- _Problem requirements_:
Exactly repeat the material, dropping only the pictures.

- _Given data_:
* * * *
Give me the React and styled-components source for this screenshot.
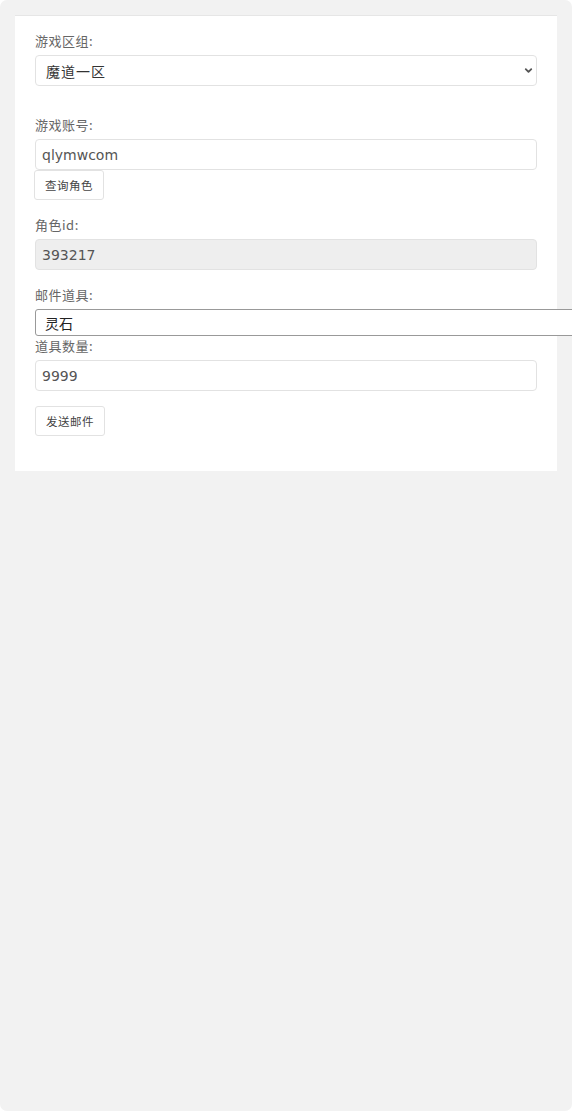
import React from "react";
import styled, { createGlobalStyle } from "styled-components";
import { ChevronDown } from "lucide-react";

const GlobalStyle = createGlobalStyle`
  html {
    background: #ffffff;
  }
  body {
    margin: 0;
    min-height: 1111px;
    background: #f2f2f2;
    border-radius: 7px;
    overflow-x: hidden;
    font-family: "DejaVu Sans", "Noto Sans CJK SC", sans-serif;
    color: #555;
  }
  * {
    box-sizing: border-box;
  }
`;

const Page = styled.div`
  padding: 15px;
`;

const Card = styled.form`
  background: #fff;
  border-top: 1px solid #e6e6e6;
  padding: 16px 20px 35px;
  display: flex;
  flex-direction: column;
`;

const Group = styled.div`
  display: flex;
  flex-direction: column;
  align-items: flex-start;
  margin-bottom: ${(p) => p.gap || 0}px;
`;

const Label = styled.label`
  font-family: "Noto Sans CJK SC", sans-serif;
  font-size: 13px;
  line-height: 18px;
  color: #666;
  margin-bottom: 5px;
  letter-spacing: 0.5px;
`;

const SelectWrap = styled.div`
  position: relative;
  width: 100%;
`;

const Select = styled.select`
  appearance: none;
  width: 100%;
  height: 31px;
  padding: 0 10px;
  border: 1px solid #e2e2e2;
  border-radius: 4px;
  background: #fff;
  font-family: "Noto Sans CJK SC", sans-serif;
  font-size: 14px;
  color: #333;
  letter-spacing: 1px;
  outline: none;
`;

const Chevron = styled.span`
  position: absolute;
  right: 3px;
  top: 10px;
  display: flex;
  color: #555;
  pointer-events: none;
`;

const Input = styled.input`
  width: 100%;
  height: 31px;
  padding: 0 6px;
  border: 1px solid #e2e2e2;
  border-radius: 4px;
  background: ${(p) => (p.readOnly ? "#eeeeee" : "#fff")};
  font-family: "DejaVu Sans", "Noto Sans CJK SC", sans-serif;
  font-size: 14px;
  color: #555;
  outline: none;
`;

const ItemSelect = styled.select`
  appearance: none;
  width: 545px;
  height: 27px;
  padding: 0 9px;
  border: 1px solid #999;
  border-radius: 3px;
  background: #fff;
  font-family: "Noto Sans CJK SC", sans-serif;
  font-size: 14px;
  color: #222;
  outline: none;
`;

const Button = styled.button`
  height: 30px;
  padding: 0 10px;
  margin-left: ${(p) => (p.tight ? -1 : 0)}px;
  border: 1px solid #e2e2e2;
  border-radius: 3px;
  background: #fff;
  font-family: "Noto Sans CJK SC", sans-serif;
  font-size: 11.5px;
  letter-spacing: 0.5px;
  color: #444;
  cursor: pointer;
`;

const App = () => {
  return (
    <>
      <GlobalStyle />
      <Page>
        <Card onSubmit={(e) => e.preventDefault()}>
          <Group gap={30}>
            <Label>游戏区组:</Label>
            <SelectWrap>
              <Select defaultValue="1">
                <option value="1">魔道一区</option>
              </Select>
              <Chevron>
                <ChevronDown size={11} strokeWidth={4} />
              </Chevron>
            </SelectWrap>
          </Group>

          <Group gap={16}>
            <Label>游戏账号:</Label>
            <Input defaultValue="qlymwcom" />
            <Button type="button" tight>
              查询角色
            </Button>
          </Group>

          <Group gap={16}>
            <Label>角色id:</Label>
            <Input readOnly value="393217" />
          </Group>

          <Group gap={1}>
            <Label>邮件道具:</Label>
            <ItemSelect defaultValue="lingshi">
              <option value="lingshi">灵石</option>
            </ItemSelect>
          </Group>

          <Group gap={15}>
            <Label>道具数量:</Label>
            <Input defaultValue="9999" />
          </Group>

          <Group>
            <Button type="submit">发送邮件</Button>
          </Group>
        </Card>
      </Page>
    </>
  );
};

export default App;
* * * *
- _Response to the exercise_:
Give me the React and styled-components source for this screenshot.
import React from "react";
import styled, { createGlobalStyle } from "styled-components";
import { ChevronDown } from "lucide-react";

const GlobalStyle = createGlobalStyle`
  html {
    background: #ffffff;
  }
  body {
    margin: 0;
    min-height: 1111px;
    background: #f2f2f2;
    border-radius: 7px;
    overflow-x: hidden;
    font-family: "DejaVu Sans", "Noto Sans CJK SC", sans-serif;
    color: #555;
  }
  * {
    box-sizing: border-box;
  }
`;

const Page = styled.div`
  padding: 15px;
`;

const Card = styled.form`
  background: #fff;
  border-top: 1px solid #e6e6e6;
  padding: 16px 20px 35px;
  display: flex;
  flex-direction: column;
`;

const Group = styled.div`
  display: flex;
  flex-direction: column;
  align-items: flex-start;
  margin-bottom: ${(p) => p.gap || 0}px;
`;

const Label = styled.label`
  font-family: "Noto Sans CJK SC", sans-serif;
  font-size: 13px;
  line-height: 18px;
  color: #666;
  margin-bottom: 5px;
  letter-spacing: 0.5px;
`;

const SelectWrap = styled.div`
  position: relative;
  width: 100%;
`;

const Select = styled.select`
  appearance: none;
  width: 100%;
  height: 31px;
  padding: 0 10px;
  border: 1px solid #e2e2e2;
  border-radius: 4px;
  background: #fff;
  font-family: "Noto Sans CJK SC", sans-serif;
  font-size: 14px;
  color: #333;
  letter-spacing: 1px;
  outline: none;
`;

const Chevron = styled.span`
  position: absolute;
  right: 3px;
  top: 10px;
  display: flex;
  color: #555;
  pointer-events: none;
`;

const Input = styled.input`
  width: 100%;
  height: 31px;
  padding: 0 6px;
  border: 1px solid #e2e2e2;
  border-radius: 4px;
  background: ${(p) => (p.readOnly ? "#eeeeee" : "#fff")};
  font-family: "DejaVu Sans", "Noto Sans CJK SC", sans-serif;
  font-size: 14px;
  color: #555;
  outline: none;
`;

const ItemSelect = styled.select`
  appearance: none;
  width: 545px;
  height: 27px;
  padding: 0 9px;
  border: 1px solid #999;
  border-radius: 3px;
  background: #fff;
  font-family: "Noto Sans CJK SC", sans-serif;
  font-size: 14px;
  color: #222;
  outline: none;
`;

const Button = styled.button`
  height: 30px;
  padding: 0 10px;
  margin-left: ${(p) => (p.tight ? -1 : 0)}px;
  border: 1px solid #e2e2e2;
  border-radius: 3px;
  background: #fff;
  font-family: "Noto Sans CJK SC", sans-serif;
  font-size: 11.5px;
  letter-spacing: 0.5px;
  color: #444;
  cursor: pointer;
`;

const App = () => {
  return (
    <>
      <GlobalStyle />
      <Page>
        <Card onSubmit={(e) => e.preventDefault()}>
          <Group gap={30}>
            <Label>游戏区组:</Label>
            <SelectWrap>
              <Select defaultValue="1">
                <option value="1">魔道一区</option>
              </Select>
              <Chevron>
                <ChevronDown size={11} strokeWidth={4} />
              </Chevron>
            </SelectWrap>
          </Group>

          <Group gap={16}>
            <Label>游戏账号:</Label>
            <Input defaultValue="qlymwcom" />
            <Button type="button" tight>
              查询角色
            </Button>
          </Group>

          <Group gap={16}>
            <Label>角色id:</Label>
            <Input readOnly value="393217" />
          </Group>

          <Group gap={1}>
            <Label>邮件道具:</Label>
            <ItemSelect defaultValue="lingshi">
              <option value="lingshi">灵石</option>
            </ItemSelect>
          </Group>

          <Group gap={15}>
            <Label>道具数量:</Label>
            <Input defaultValue="9999" />
          </Group>

          <Group>
            <Button type="submit">发送邮件</Button>
          </Group>
        </Card>
      </Page>
    </>
  );
};

export default App;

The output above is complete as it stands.